Written task »
Copy out every line that contains the word "screenshot".

Dataset excerpts »
■ ■ ■ ■

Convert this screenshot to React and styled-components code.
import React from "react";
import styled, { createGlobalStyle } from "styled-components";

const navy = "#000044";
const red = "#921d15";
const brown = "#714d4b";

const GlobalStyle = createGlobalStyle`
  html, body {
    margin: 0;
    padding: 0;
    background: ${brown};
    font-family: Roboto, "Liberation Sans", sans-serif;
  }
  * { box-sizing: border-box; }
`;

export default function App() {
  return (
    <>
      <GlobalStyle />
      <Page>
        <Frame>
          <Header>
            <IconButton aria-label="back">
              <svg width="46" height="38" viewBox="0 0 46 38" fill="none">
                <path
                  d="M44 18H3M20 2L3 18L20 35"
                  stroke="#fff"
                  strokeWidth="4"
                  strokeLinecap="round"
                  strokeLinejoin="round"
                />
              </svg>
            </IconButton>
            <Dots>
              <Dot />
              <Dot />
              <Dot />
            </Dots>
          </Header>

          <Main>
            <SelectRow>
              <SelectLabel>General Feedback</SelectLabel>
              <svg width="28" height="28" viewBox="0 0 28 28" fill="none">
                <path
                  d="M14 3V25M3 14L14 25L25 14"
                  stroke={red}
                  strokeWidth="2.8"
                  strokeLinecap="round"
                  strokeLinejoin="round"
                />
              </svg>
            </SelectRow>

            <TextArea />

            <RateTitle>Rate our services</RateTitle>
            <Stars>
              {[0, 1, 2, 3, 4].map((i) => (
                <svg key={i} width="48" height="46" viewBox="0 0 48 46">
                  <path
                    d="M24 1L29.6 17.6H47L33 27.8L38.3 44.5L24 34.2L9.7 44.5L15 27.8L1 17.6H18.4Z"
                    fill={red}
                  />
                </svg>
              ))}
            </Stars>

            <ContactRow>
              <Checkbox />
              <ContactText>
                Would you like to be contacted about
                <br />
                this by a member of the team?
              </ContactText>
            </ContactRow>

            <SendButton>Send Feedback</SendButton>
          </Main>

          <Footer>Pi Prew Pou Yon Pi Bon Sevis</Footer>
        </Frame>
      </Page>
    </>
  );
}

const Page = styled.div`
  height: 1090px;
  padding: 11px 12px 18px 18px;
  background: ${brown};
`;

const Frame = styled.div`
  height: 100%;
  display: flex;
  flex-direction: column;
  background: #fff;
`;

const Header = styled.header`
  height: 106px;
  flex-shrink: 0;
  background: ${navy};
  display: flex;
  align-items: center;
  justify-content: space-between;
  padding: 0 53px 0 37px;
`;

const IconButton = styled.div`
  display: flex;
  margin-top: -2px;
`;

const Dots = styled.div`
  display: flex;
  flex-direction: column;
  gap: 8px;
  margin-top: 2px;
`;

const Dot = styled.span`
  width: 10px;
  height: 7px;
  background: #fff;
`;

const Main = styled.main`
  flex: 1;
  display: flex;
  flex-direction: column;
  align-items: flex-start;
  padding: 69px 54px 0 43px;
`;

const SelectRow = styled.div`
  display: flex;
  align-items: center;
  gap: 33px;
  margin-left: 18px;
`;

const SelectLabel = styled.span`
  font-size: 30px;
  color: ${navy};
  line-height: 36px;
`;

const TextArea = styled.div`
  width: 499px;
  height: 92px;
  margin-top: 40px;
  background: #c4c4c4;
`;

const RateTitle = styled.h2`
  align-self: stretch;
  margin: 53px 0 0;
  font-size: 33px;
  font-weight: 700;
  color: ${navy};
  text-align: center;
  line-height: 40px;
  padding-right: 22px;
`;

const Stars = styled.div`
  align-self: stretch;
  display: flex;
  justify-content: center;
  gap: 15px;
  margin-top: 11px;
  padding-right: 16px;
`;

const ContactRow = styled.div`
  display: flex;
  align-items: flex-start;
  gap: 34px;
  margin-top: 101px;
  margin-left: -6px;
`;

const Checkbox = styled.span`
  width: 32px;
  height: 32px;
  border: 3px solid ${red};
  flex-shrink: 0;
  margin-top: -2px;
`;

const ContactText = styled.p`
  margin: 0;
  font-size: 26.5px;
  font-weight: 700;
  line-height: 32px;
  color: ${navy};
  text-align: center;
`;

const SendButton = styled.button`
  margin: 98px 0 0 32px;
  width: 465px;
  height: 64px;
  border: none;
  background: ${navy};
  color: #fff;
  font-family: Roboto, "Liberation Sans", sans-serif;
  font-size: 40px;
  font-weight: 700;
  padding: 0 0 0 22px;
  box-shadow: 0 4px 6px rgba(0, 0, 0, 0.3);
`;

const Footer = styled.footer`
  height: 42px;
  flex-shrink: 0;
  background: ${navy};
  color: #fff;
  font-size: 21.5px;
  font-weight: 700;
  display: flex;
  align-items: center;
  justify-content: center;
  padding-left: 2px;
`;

■ ■ ■ ■

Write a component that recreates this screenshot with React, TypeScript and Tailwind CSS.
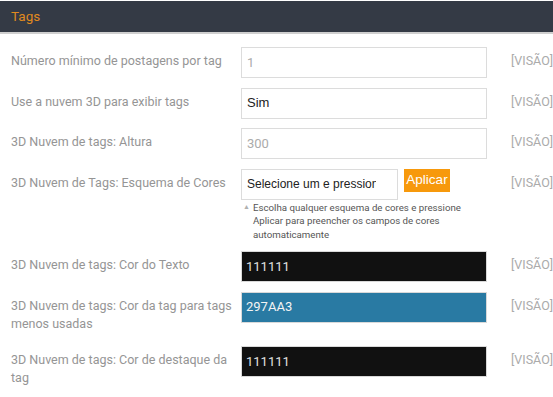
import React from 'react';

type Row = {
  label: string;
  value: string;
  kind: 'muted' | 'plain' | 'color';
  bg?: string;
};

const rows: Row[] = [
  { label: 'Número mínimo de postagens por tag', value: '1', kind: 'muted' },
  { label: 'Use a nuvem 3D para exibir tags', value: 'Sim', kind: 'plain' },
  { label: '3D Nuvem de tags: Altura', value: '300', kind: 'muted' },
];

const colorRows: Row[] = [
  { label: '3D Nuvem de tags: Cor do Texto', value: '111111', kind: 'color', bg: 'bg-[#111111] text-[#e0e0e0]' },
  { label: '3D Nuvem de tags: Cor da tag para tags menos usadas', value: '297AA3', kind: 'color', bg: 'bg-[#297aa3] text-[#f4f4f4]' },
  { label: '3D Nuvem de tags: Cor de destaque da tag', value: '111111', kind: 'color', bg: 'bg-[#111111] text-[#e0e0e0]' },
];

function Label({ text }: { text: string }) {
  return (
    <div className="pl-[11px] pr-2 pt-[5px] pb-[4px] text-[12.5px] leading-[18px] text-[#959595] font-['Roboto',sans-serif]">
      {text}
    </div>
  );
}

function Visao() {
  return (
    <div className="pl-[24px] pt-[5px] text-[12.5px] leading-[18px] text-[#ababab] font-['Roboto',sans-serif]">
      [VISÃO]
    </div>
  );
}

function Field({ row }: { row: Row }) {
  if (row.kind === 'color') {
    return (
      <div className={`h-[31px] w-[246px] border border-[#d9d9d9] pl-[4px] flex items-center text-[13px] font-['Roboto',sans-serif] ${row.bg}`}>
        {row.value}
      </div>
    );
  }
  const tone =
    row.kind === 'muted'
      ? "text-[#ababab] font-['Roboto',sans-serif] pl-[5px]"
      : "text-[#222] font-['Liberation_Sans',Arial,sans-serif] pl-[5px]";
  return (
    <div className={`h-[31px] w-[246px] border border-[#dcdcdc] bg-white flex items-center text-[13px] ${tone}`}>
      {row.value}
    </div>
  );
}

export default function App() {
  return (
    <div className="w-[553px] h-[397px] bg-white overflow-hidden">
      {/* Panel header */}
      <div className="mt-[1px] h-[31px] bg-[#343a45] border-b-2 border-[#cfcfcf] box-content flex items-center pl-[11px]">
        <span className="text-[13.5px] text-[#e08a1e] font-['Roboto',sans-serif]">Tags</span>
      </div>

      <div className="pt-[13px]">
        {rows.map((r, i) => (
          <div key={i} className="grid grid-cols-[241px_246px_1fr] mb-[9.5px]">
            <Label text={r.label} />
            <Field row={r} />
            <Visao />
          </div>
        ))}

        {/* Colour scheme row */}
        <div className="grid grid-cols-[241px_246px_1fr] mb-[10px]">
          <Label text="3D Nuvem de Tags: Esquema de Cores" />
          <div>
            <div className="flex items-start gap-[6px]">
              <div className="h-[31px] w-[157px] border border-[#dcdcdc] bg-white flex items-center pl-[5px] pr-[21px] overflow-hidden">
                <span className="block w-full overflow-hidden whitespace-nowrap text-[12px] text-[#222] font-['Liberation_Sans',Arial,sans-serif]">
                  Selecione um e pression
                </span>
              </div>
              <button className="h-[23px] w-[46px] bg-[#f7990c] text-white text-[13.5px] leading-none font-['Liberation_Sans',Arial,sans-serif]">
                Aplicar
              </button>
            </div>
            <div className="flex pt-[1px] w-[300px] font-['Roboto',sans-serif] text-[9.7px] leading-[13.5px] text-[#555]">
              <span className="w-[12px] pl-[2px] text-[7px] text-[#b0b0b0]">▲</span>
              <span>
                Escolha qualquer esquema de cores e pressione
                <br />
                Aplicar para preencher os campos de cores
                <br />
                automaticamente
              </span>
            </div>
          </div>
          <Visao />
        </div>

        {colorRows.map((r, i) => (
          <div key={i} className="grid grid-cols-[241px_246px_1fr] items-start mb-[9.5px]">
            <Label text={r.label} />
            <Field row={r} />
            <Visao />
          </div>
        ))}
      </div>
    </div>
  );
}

■ ■ ■ ■

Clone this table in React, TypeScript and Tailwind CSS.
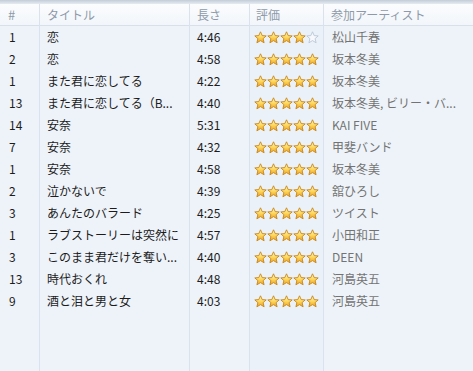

■ ■ ■ ■

Task answer »
Convert this screenshot to React and styled-components code.
Write a component that recreates this screenshot with React, TypeScript and Tailwind CSS.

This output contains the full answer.